Every step we take moves us further along
By Morf Morford
Tacoma Daily Index
“How did you go bankrupt?”
Two ways. Gradually, then suddenly.”
– Ernest Hemingway, The Sun Also Rises
Many years ago I worked for a local entrepreneur. That was long before anyone used that term. He had opened and run, and lost several businesses over several decades.
He used to say that it took him twenty years to make his first million dollars – and eighteen months to earn the second million.
On that scale of things, that’s how it works; momentum is accumulated and, once a certain point is reached, the near gravitational pull takes over and, almost like a law of physics, wealth is accumulated.
This principle holds in the opposite direction as well.
Business are rarely driven into bankruptcy – or individuals into homelessness – by one decision. It is the slow, barely noticeable movement, the “death by a thousand cuts” that takes its toll.
This is true in health as well. One cigarette is essentially harmless – maybe even one a day. But several a day, especially over a lifetime, take an immeasurable toll on one’s health.
You could make the argument that anything, from vaping to soft drinks, to narcotics, used once, have little to no impact on health.
But, if you know anyone who has a history of using those things, they don’t do it once; they do it daily – even constantly throughout the day.
There’s an old saying about addicts – they never get a day off.
Addicts, like the most diligent worker-bees, are absolutely focused. There was a popular book a few years ago titled “The purpose driven life” by Rick Warren.
For the most part it is a very good book that helps readers clarify their purpose in life which helps them focus on decisions that in turn, guides them towards their goals.
This too has a dark side. Drug addicts, like no one else I have ever encountered, have a “purpose driven life” – they know, with absolute precision, what their goal for the day, the week, even the rest of their life will be. The search for drugs trumps all else.
Food, sleep, personal integrity, even physical safety are all eagerly compromised – even traded – for drugs.
I’ve often wondered how it is that so many sacrifice so much – even their lives – for something so ephemeral – even self-destructive – while so few dedicate much thought or preparation to the most important, and time-dominating, aspects of life – like careers and relationships.
No one decides to be an addict, or homeless, or in a terrible relationship, or even a dead-end job.
We just find ourselves there.
A few, or a hundred, small decisions got us there. The vast majority of those decisions were things we didn’t even think about. They were just habits and familiar things we found ourselves doing.
The catastrophe came upon us when we weren’t looking.

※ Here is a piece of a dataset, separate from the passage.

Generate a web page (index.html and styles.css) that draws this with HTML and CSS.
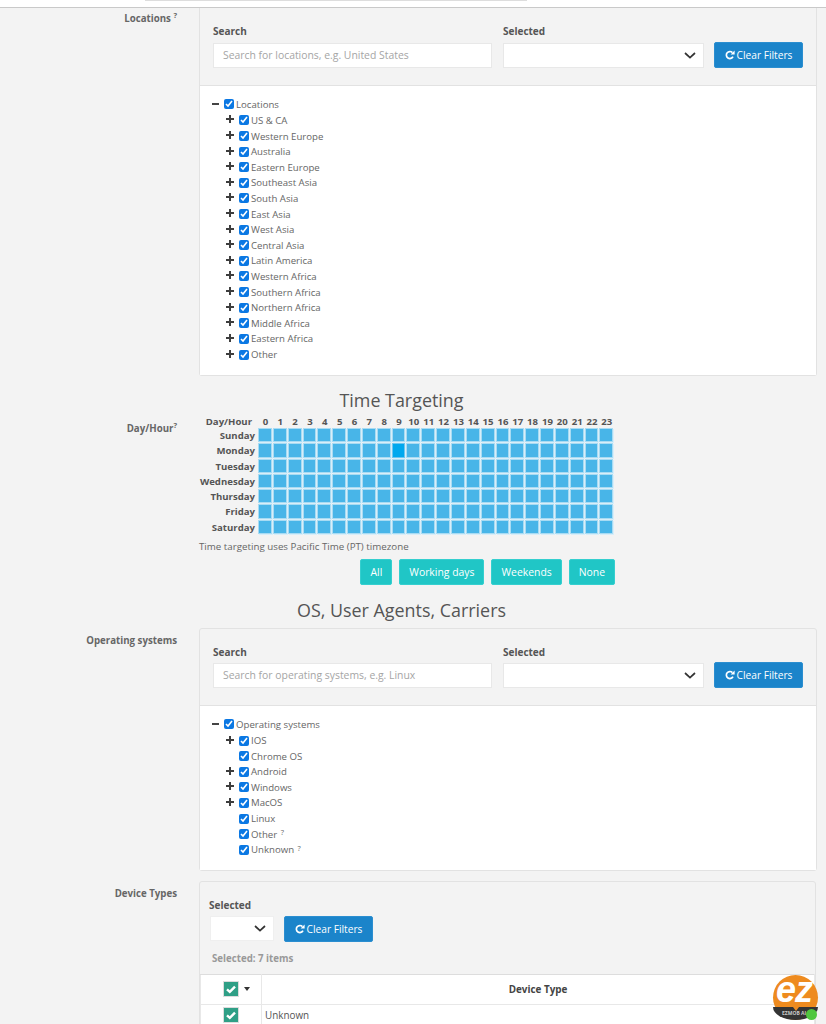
FILE: index.html
```html
<!DOCTYPE html>
<html lang="en">
<head>
    <meta charset="UTF-8">
    <title>Campaign Targeting</title>
    <meta name="viewport" content="width=device-width, initial-scale=1.0">
    <link rel="stylesheet" href="styles.css">
</head>
<body>
    <svg class="icon-defs" width="0" height="0">
        <symbol id="plus" viewBox="0 0 9 9"><path d="M3.4 0h2.2v3.4H9v2.2H5.6V9H3.4V5.6H0V3.4h3.4z"/></symbol>
        <symbol id="chevron" viewBox="0 0 12 7"><path d="M1 1l5 4.6L11 1" fill="none" stroke="#333" stroke-width="1.7"/></symbol>
        <symbol id="refresh" viewBox="0 0 10 10"><path d="M8 6.6A3.5 3.5 0 1 1 7.4 2.6" fill="none" stroke="#fff" stroke-width="1.7"/><path d="M9.6.6v4H5.6z" fill="#fff"/></symbol>
        <symbol id="tick" viewBox="0 0 14 14"><path d="M3 7.4l2.8 2.5L11 4.6" fill="none" stroke="#fff" stroke-width="2.4"/></symbol>
    </svg>

    <div class="top-strip"><div class="top-strip-search"></div></div>

    <div class="form-row row-locations">
        <div class="row-label">Locations <sup>?</sup></div>
        <div class="panel">
            <div class="filter-bar">
                <div class="field field-search">
                    <label>Search</label>
                    <input type="text" class="search-box" placeholder="Search for locations, e.g. United States">
                </div>
                <div class="field field-selected">
                    <label>Selected</label>
                    <div class="select-box"><svg class="chevron"><use href="#chevron"/></svg></div>
                </div>
                <button class="clear-button"><svg class="refresh"><use href="#refresh"/></svg>Clear Filters</button>
            </div>
            <div class="tree">
                <div class="tree-root"><span class="minus"></span><input type="checkbox" checked>Locations</div>
                <div class="tree-item"><svg class="plus"><use href="#plus"/></svg><input type="checkbox" checked>US &amp; CA</div>
                <div class="tree-item"><svg class="plus"><use href="#plus"/></svg><input type="checkbox" checked>Western Europe</div>
                <div class="tree-item"><svg class="plus"><use href="#plus"/></svg><input type="checkbox" checked>Australia</div>
                <div class="tree-item"><svg class="plus"><use href="#plus"/></svg><input type="checkbox" checked>Eastern Europe</div>
                <div class="tree-item"><svg class="plus"><use href="#plus"/></svg><input type="checkbox" checked>Southeast Asia</div>
                <div class="tree-item"><svg class="plus"><use href="#plus"/></svg><input type="checkbox" checked>South Asia</div>
                <div class="tree-item"><svg class="plus"><use href="#plus"/></svg><input type="checkbox" checked>East Asia</div>
                <div class="tree-item"><svg class="plus"><use href="#plus"/></svg><input type="checkbox" checked>West Asia</div>
                <div class="tree-item"><svg class="plus"><use href="#plus"/></svg><input type="checkbox" checked>Central Asia</div>
                <div class="tree-item"><svg class="plus"><use href="#plus"/></svg><input type="checkbox" checked>Latin America</div>
                <div class="tree-item"><svg class="plus"><use href="#plus"/></svg><input type="checkbox" checked>Western Africa</div>
                <div class="tree-item"><svg class="plus"><use href="#plus"/></svg><input type="checkbox" checked>Southern Africa</div>
                <div class="tree-item"><svg class="plus"><use href="#plus"/></svg><input type="checkbox" checked>Northern Africa</div>
                <div class="tree-item"><svg class="plus"><use href="#plus"/></svg><input type="checkbox" checked>Middle Africa</div>
                <div class="tree-item"><svg class="plus"><use href="#plus"/></svg><input type="checkbox" checked>Eastern Africa</div>
                <div class="tree-item"><svg class="plus"><use href="#plus"/></svg><input type="checkbox" checked>Other</div>
            </div>
        </div>
    </div>

    <h2 class="section-title title-time">Time Targeting</h2>

    <div class="form-row row-time">
        <div class="row-label label-time">Day/Hour<sup>?</sup></div>
        <div class="time-body">
            <div class="time-grid" id="timeGrid"></div>
            <p class="time-note">Time targeting uses Pacific Time (PT) timezone</p>
            <div class="time-buttons">
                <button class="time-button">All</button>
                <button class="time-button">Working days</button>
                <button class="time-button">Weekends</button>
                <button class="time-button">None</button>
            </div>
        </div>
    </div>

    <h2 class="section-title title-os">OS, User Agents, Carriers</h2>

    <div class="form-row">
        <div class="row-label">Operating systems</div>
        <div class="panel panel-boxed">
            <div class="filter-bar">
                <div class="field field-search">
                    <label>Search</label>
                    <input type="text" class="search-box" placeholder="Search for operating systems, e.g. Linux">
                </div>
                <div class="field field-selected">
                    <label>Selected</label>
                    <div class="select-box"><svg class="chevron"><use href="#chevron"/></svg></div>
                </div>
                <button class="clear-button"><svg class="refresh"><use href="#refresh"/></svg>Clear Filters</button>
            </div>
            <div class="tree">
                <div class="tree-root"><span class="minus"></span><input type="checkbox" checked>Operating systems</div>
                <div class="tree-item"><svg class="plus"><use href="#plus"/></svg><input type="checkbox" checked>IOS</div>
                <div class="tree-item"><span class="no-plus"></span><input type="checkbox" checked>Chrome OS</div>
                <div class="tree-item"><svg class="plus"><use href="#plus"/></svg><input type="checkbox" checked>Android</div>
                <div class="tree-item"><svg class="plus"><use href="#plus"/></svg><input type="checkbox" checked>Windows</div>
                <div class="tree-item"><svg class="plus"><use href="#plus"/></svg><input type="checkbox" checked>MacOS</div>
                <div class="tree-item"><span class="no-plus"></span><input type="checkbox" checked>Linux</div>
                <div class="tree-item"><span class="no-plus"></span><input type="checkbox" checked>Other&nbsp;<sup>?</sup></div>
                <div class="tree-item"><span class="no-plus"></span><input type="checkbox" checked>Unknown&nbsp;<sup>?</sup></div>
            </div>
        </div>
    </div>

    <div class="form-row row-device">
        <div class="row-label">Device Types</div>
        <div class="panel panel-boxed panel-device">
            <div class="device-filter">
                <label>Selected</label>
                <div class="device-controls">
                    <div class="select-box select-small"><svg class="chevron"><use href="#chevron"/></svg></div>
                    <button class="clear-button"><svg class="refresh"><use href="#refresh"/></svg>Clear Filters</button>
                </div>
                <p class="selected-count">Selected: 7 items</p>
            </div>
            <table class="device-table">
                <tr class="device-head">
                    <th class="col-check"><span class="green-check"><svg><use href="#tick"/></svg></span><span class="caret"></span></th>
                    <th>Device Type</th>
                </tr>
                <tr>
                    <td class="col-check"><span class="green-check"><svg><use href="#tick"/></svg></span></td>
                    <td>Unknown</td>
                </tr>
            </table>
        </div>
    </div>

    <div class="ez-badge">
        <span class="ez-base">EZMOB AI</span>
        <span class="ez-logo">ez</span>
        <span class="ez-dot"></span>
    </div>

    <script>
        // Cabeçalho e células da grade de horários
        const grid = document.getElementById('timeGrid');
        const days = ['Sunday', 'Monday', 'Tuesday', 'Wednesday', 'Thursday', 'Friday', 'Saturday'];
        let html = '<div class="grid-corner">Day/Hour</div>';
        for (let h = 0; h < 24; h++) {
            html += `<div class="grid-hour">${h}</div>`;
        }
        days.forEach(day => {
            html += `<div class="grid-day">${day}</div>`;
            for (let h = 0; h < 24; h++) {
                const active = day === 'Monday' && h === 9 ? ' cell-active' : '';
                html += `<div class="grid-cell${active}"></div>`;
            }
        });
        grid.innerHTML = html;
    </script>
</body>
</html>
```

FILE: styles.css
```css
html, body {
    height: 1024px;
    overflow: hidden;
}
body {
    margin: 0;
    font-family: "Open Sans", "Liberation Sans", sans-serif;
    font-size: 10px;
    background-color: #f3f3f3;
    color: #555;
}
.icon-defs {
    display: block;
}
sup {
    font-size: 7.5px;
    line-height: 0;
    vertical-align: 4px;
}
.top-strip {
    height: 7px;
    background-color: #fff;
    border-bottom: 1px solid #c9c9c9;
}
.top-strip-search {
    width: 382px;
    height: 1px;
    margin-left: 145px;
    background-color: #ddd;
}
.form-row {
    display: flex;
    padding-right: 10px;
}
.row-label {
    width: 177px;
    flex: none;
    margin-right: 22px;
    padding-top: 6px;
    text-align: right;
    font-weight: 700;
    font-size: 9.7px;
    color: #666;
}
.row-locations .row-label {
    padding-top: 4px;
}
.panel {
    flex: 1;
    border: 1px solid #e2e2e2;
    border-top: none;
    border-radius: 0 0 3px 3px;
}
.panel-boxed {
    border-top: 1px solid #e2e2e2;
    border-radius: 3px;
}

/* Barra de busca do painel */
.filter-bar {
    display: flex;
    align-items: flex-end;
    height: 78px;
    padding: 0 13px 17px;
    box-sizing: border-box;
    border-bottom: 1px solid #e2e2e2;
}
.panel-boxed .filter-bar {
    height: 77px;
}
label {
    display: block;
    font-weight: 700;
    font-size: 10px;
    line-height: 14px;
    margin-bottom: 5px;
    color: #555;
}
.panel-boxed .filter-bar label {
    margin-bottom: 4px;
}
.field-search {
    width: 279px;
    margin-right: 11px;
}
.field-selected {
    width: 201px;
    margin-right: 10px;
}
.search-box {
    display: block;
    width: 100%;
    height: 25px;
    box-sizing: border-box;
    padding: 0 9px 2px;
    border: 1px solid #e8e8e8;
    background-color: #fff;
    font-family: inherit;
    font-size: 10.4px;
}
.search-box::placeholder {
    color: #a5a5a5;
}
.select-box {
    display: flex;
    align-items: center;
    justify-content: flex-end;
    height: 25px;
    box-sizing: border-box;
    padding-right: 7px;
    border: 1px solid #e8e8e8;
    background-color: #fff;
}
.chevron {
    width: 12px;
    height: 7px;
}
.clear-button {
    display: flex;
    align-items: center;
    justify-content: center;
    width: 89px;
    height: 26px;
    padding: 0;
    border: 1px solid #2b8ed0;
    border-radius: 2px;
    background-color: #1b84ca;
    color: #fff;
    font-family: inherit;
    font-size: 10.2px;
}
.refresh {
    width: 10px;
    height: 10px;
    margin-right: 2px;
}

/* Árvore de seleção */
.tree {
    padding: 10px 12px 13px;
    background-color: #fff;
}
.panel-boxed .tree {
    padding-bottom: 12px;
}
.tree-root,
.tree-item {
    display: flex;
    align-items: center;
    height: 15.62px;
    font-size: 9.65px;
    color: #666;
}
.tree-root {
    height: 16.6px;
}
.tree-item {
    padding-left: 14px;
}
.tree input {
    width: 10px;
    height: 10px;
    margin: 0 2px 0 0;
    accent-color: #0b78e3;
    flex: none;
}
.minus {
    width: 7px;
    height: 2px;
    margin-right: 5px;
    background-color: #444;
}
.plus {
    width: 8px;
    height: 8px;
    margin-right: 5px;
    margin-top: -2px;
    fill: #3d3d3d;
}
.no-plus {
    width: 13px;
    flex: none;
}
.tree sup {
    align-self: flex-start;
    margin-top: 3px;
    margin-left: 1px;
    line-height: 1;
}

/* Títulos das seções */
.section-title {
    width: 803px;
    margin: 0;
    text-align: center;
    font-weight: 400;
    font-size: 17.9px;
    line-height: 25px;
    color: #555;
}
.title-time {
    margin-top: 12px;
}
.title-os {
    margin-top: 13px;
    margin-bottom: 5px;
}

/* Grade de horários */
.row-time {
    margin-top: 1px;
}
.row-time .label-time {
    padding-top: 8px;
}
.time-body {
    flex: 1;
}
.time-grid {
    display: grid;
    grid-template-columns: 59px repeat(24, 14.85px);
    grid-template-rows: 13.5px;
    grid-auto-rows: 15.33px;
    font-weight: 700;
    font-size: 9.6px;
    color: #555;
}
.grid-corner {
    text-align: right;
    padding-right: 6px;
    line-height: 15px;
    margin-left: -10px;
    white-space: nowrap;
}
.grid-hour {
    text-align: center;
    line-height: 15px;
}
.grid-day {
    text-align: right;
    padding-right: 3px;
    line-height: 15px;
    margin-left: -10px;
    white-space: nowrap;
}
.grid-cell {
    margin: 0 1px 1px 0;
    border: 1px solid #a8dbf3;
    box-shadow: 1px 1px 0 #d8eef9;
    background-color: #48b5e8;
}
.cell-active {
    border-color: #6cc6f0;
    background-color: #00a8ee;
}
.time-note {
    margin: 5px 0 0;
    font-size: 9.75px;
    line-height: 14px;
    color: #666;
}
.time-buttons {
    display: flex;
    justify-content: flex-end;
    gap: 7px;
    width: 416px;
    margin-top: 5px;
}
.time-button {
    height: 26px;
    padding: 0 9px;
    border: 1px solid #35cfcf;
    border-radius: 2px;
    background-color: #20c6c6;
    color: #fff;
    font-family: inherit;
    font-size: 10.4px;
}

/* Tipos de dispositivo */
.row-device {
    margin-top: 10px;
}
.panel-device {
    min-height: 160px;
}
.device-filter {
    height: 92px;
    box-sizing: border-box;
    padding: 16px 9px 0;
}
.device-filter label {
    margin-bottom: 4px;
}
.device-controls {
    display: flex;
    align-items: center;
    gap: 10px;
}
.select-small {
    width: 64px;
    margin-left: 1px;
    border-color: #efefef;
}
.selected-count {
    margin: 10px 0 0 3px;
    font-weight: 700;
    font-size: 9.7px;
    line-height: 14px;
    color: #999;
}
.device-table {
    width: 100%;
    border-collapse: collapse;
    background-color: #fff;
    font-size: 9.9px;
    color: #555;
}
.device-table th,
.device-table td {
    border: 1px solid #e8e8e8;
    padding: 0 3px;
}
.device-head th {
    height: 29px;
    border-top-color: #ddd;
    color: #444;
}
.device-table td {
    height: 20px;
}
.device-table .col-check {
    width: 38px;
    padding-left: 22px;
    padding-right: 0;
    text-align: left;
}
.green-check {
    display: inline-block;
    width: 14px;
    height: 14px;
    vertical-align: middle;
    background-color: #2f9f86;
    border: 1px solid #dcdcdc;
}
.green-check svg {
    display: block;
    width: 14px;
    height: 14px;
}
.caret {
    display: inline-block;
    margin-left: 5px;
    vertical-align: middle;
    border-top: 4px solid #333;
    border-left: 3px solid transparent;
    border-right: 3px solid transparent;
}

/* Selo flutuante */
.ez-badge {
    position: absolute;
    left: 773px;
    top: 975px;
    width: 45px;
    height: 45px;
    border-radius: 50%;
    background-color: #ee8b1f;
}
.ez-logo {
    position: absolute;
    left: 3px;
    top: 0;
    color: #fff;
    font-family: "Liberation Sans", sans-serif;
    font-weight: 700;
    font-style: italic;
    font-size: 36px;
    line-height: 36px;
    letter-spacing: -1px;
    margin-top: -3px;
}
.ez-base {
    position: absolute;
    left: 0;
    right: 0;
    bottom: 0;
    height: 13px;
    padding-left: 9px;
    border-radius: 0 0 22.5px 22.5px / 0 0 13px 13px;
    background-color: #343434;
    color: #ccc;
    font-size: 5px;
    font-weight: 700;
    line-height: 13px;
    white-space: nowrap;
}
.ez-base::before {
    content: "";
    position: absolute;
    left: 20px;
    top: 0;
    border-top: 4px solid #ee8b1f;
    border-left: 3px solid transparent;
    border-right: 3px solid transparent;
}
.ez-dot {
    position: absolute;
    right: 1px;
    bottom: 0;
    width: 11px;
    height: 11px;
    border-radius: 50%;
    background-color: #4fc73f;
}
```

Oddly enough, wealth and poverty, good health and addiction all have this in common.
They are the accumulated result of thousands of small decisions and actions that suddenly solidify and become, seemingly, irreversible and inevitable.
The trickle becomes a flood.
Banking collapses occur in the same way. Currency crises strike in the same way. Empires collapse in the same way. They all happen gradually… and then suddenly. Sometimes overnight.
History is packed with examples of entire nations and cultures that have suffered this fate, from the collapse of the Soviet Union in 1991 to the fall of ancient empires from the Mayans, the Romans, the Assyrians, the Ottomans and many more.
Looking back, of course, each step toward the cliff is visible, if not obvious.
No single step was fatal, or even alarming, or perhaps even worth noting.
But it was a step further along a journey that, looking back, seems inevitable.
As we all know, Mt. Rainier is covered in glaciers. Twenty-five to be precise. Mount Rainier’s glaciers are important indicators of climatic change and essential sources of water, supporting five major river systems.
Every living thing, from humans, and salmon to orcas and the Salish Sea itself, depends on the continuing health of those glaciers.
Our local glaciers, like those around the world, are melting at a far faster rate than scientists had projected just a few years ago.
Like a financial recession, or even a depression, there is no one thing any one of us, as individuals, could have done, or even should do now.
It is the weight and impact of our accumulated actions – millions of us, over a few centuries, that have contributed in ways – and produced results – few of us could ever have imagined.
Poverty and wealth are both cumulative.
There’s another saying about drug addicts. Hard drug use is described as “riding the tiger”and the proverb is “He who rides the tiger never gets off”.
We, and those before us, made decisions regarding energy use and production, infrastructure development, financial investment, dependence on fossil fuels and basic lifestyle choices (like smoking, driving individual cars and near-constant use of plastics) that future generations will have to live with.
And they will marvel at our cavalier indifference to the burdens we have left for them.
How do cultures, civilizations, businesses, relationships and yes, environmental systems collapse?
“Two ways. Gradually, then suddenly.”